— Stated goal —
Copy every line of the following data that includes the string "screenshot".

** start of Materials provided **

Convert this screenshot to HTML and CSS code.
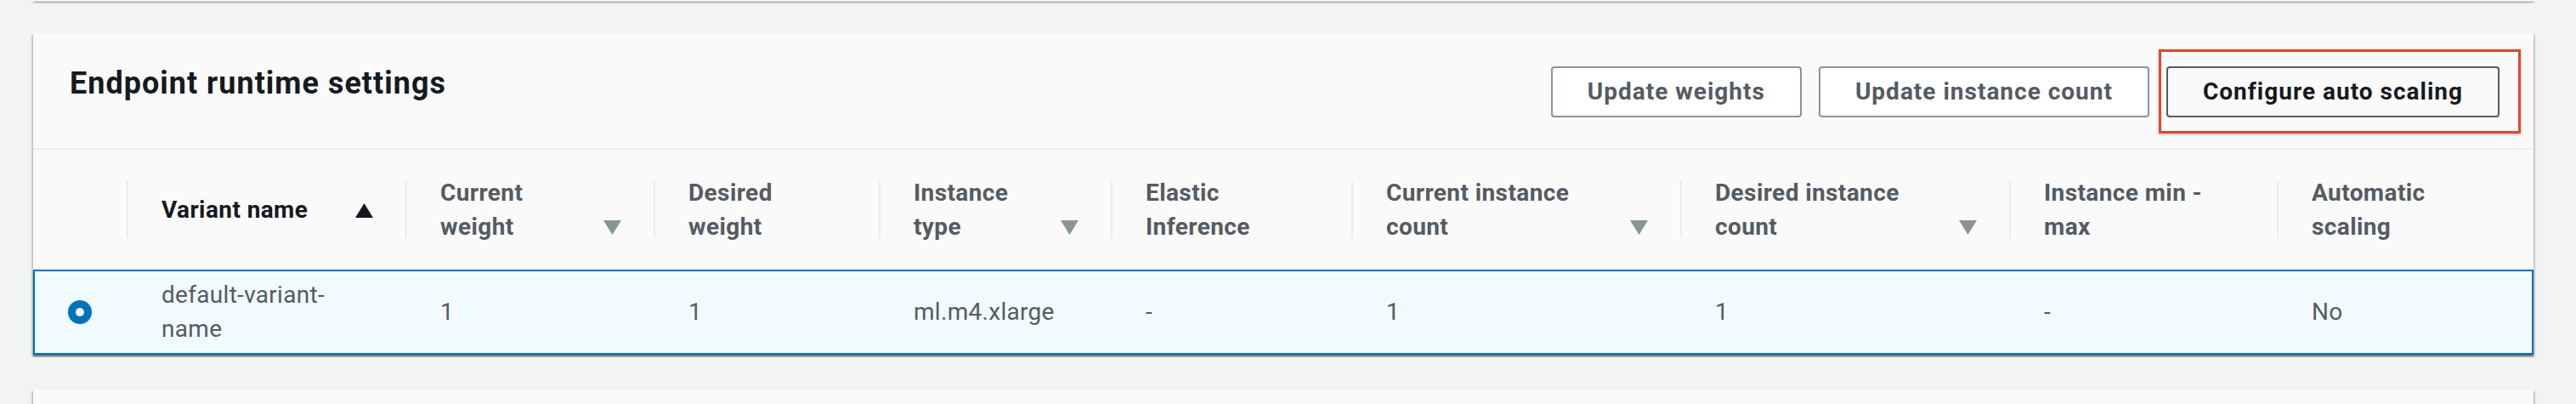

** end of Materials provided **
** start of Materials provided **

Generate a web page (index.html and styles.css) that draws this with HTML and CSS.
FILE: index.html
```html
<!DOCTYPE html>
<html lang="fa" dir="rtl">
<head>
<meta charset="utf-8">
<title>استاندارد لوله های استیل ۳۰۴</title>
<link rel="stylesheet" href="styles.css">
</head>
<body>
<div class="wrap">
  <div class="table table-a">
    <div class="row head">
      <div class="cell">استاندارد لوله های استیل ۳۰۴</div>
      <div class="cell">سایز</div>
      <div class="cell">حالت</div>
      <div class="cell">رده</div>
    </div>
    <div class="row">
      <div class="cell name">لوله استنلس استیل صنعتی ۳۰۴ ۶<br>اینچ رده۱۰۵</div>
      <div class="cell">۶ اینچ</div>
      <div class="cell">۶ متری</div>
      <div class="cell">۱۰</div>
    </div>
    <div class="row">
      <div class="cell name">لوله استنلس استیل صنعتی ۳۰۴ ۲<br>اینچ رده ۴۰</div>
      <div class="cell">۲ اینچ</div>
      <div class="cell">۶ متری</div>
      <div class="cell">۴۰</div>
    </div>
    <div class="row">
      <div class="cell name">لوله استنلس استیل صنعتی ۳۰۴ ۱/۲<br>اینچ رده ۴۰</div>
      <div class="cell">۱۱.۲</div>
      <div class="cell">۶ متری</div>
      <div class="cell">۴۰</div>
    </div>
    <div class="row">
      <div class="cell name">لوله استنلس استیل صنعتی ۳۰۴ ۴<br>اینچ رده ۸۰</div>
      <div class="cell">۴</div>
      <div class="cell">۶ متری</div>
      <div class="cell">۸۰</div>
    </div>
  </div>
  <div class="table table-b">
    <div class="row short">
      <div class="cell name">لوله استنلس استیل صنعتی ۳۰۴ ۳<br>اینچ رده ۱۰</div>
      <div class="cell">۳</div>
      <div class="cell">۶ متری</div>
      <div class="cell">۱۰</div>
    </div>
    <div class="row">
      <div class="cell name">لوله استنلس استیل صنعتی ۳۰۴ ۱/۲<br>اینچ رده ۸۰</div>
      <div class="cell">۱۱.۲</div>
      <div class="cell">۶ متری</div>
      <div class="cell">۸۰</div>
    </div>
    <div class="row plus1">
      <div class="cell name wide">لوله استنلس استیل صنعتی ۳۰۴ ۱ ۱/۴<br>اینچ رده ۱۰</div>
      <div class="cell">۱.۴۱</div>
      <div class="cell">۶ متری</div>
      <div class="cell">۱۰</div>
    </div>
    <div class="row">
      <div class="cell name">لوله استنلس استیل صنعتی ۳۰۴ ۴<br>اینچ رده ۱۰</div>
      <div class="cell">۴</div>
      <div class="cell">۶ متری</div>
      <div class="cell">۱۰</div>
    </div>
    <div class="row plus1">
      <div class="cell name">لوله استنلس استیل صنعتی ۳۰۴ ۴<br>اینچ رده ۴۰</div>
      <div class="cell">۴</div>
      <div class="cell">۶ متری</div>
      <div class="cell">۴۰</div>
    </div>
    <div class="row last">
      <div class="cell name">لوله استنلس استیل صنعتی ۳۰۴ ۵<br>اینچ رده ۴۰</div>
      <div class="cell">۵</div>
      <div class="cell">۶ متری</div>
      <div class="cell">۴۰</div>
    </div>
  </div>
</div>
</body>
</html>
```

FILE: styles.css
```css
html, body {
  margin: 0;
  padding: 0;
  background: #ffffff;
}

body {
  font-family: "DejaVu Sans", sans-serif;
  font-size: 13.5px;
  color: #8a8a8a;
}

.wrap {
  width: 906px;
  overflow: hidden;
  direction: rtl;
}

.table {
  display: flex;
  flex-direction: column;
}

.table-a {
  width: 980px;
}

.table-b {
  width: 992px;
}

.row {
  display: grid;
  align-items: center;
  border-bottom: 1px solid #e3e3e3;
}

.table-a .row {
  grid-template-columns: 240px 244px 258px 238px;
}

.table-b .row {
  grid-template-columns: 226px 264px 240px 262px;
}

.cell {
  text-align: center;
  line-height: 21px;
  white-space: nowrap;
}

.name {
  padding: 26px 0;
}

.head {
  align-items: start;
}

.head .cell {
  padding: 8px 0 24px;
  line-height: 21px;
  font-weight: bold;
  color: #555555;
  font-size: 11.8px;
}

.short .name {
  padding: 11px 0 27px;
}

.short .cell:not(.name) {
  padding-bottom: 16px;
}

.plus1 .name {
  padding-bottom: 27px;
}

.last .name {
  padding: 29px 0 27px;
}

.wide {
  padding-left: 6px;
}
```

** end of Materials provided **
** start of Materials provided **

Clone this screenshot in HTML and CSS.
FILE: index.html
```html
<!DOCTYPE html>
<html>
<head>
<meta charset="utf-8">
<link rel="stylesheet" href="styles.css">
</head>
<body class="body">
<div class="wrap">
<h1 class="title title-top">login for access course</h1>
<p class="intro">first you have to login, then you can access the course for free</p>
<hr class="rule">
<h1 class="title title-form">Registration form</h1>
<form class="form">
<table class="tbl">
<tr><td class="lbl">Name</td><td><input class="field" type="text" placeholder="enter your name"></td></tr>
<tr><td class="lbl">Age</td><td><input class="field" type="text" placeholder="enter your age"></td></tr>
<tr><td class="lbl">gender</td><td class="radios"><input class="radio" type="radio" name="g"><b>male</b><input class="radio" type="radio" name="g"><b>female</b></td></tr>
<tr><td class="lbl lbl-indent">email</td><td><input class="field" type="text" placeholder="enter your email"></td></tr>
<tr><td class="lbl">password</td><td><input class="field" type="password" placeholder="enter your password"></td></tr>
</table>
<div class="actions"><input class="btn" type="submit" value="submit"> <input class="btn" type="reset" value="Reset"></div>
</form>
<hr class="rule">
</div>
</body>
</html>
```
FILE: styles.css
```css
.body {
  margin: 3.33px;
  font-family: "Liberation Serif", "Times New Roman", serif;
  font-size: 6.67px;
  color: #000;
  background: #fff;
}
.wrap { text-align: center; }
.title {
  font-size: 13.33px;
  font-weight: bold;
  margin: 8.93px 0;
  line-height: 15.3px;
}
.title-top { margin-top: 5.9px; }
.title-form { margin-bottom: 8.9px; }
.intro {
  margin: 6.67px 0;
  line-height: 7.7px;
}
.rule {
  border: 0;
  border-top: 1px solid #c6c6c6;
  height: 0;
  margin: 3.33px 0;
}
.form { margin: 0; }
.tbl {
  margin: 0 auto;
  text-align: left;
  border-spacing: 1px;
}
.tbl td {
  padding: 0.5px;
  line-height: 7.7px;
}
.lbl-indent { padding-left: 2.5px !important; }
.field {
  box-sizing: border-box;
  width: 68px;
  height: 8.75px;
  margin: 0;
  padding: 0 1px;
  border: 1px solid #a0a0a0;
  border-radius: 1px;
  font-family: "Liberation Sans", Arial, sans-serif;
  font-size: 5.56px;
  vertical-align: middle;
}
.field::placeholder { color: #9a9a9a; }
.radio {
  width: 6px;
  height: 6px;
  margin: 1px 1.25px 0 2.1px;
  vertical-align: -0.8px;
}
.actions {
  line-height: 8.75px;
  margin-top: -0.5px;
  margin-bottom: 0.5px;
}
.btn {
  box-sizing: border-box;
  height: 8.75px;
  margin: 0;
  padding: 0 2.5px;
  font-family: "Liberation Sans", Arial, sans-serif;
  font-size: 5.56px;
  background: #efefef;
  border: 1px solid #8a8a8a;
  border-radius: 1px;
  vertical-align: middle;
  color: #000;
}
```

** end of Materials provided **

— Correct response —
Convert this screenshot to HTML and CSS code.
Clone this screenshot in HTML and CSS.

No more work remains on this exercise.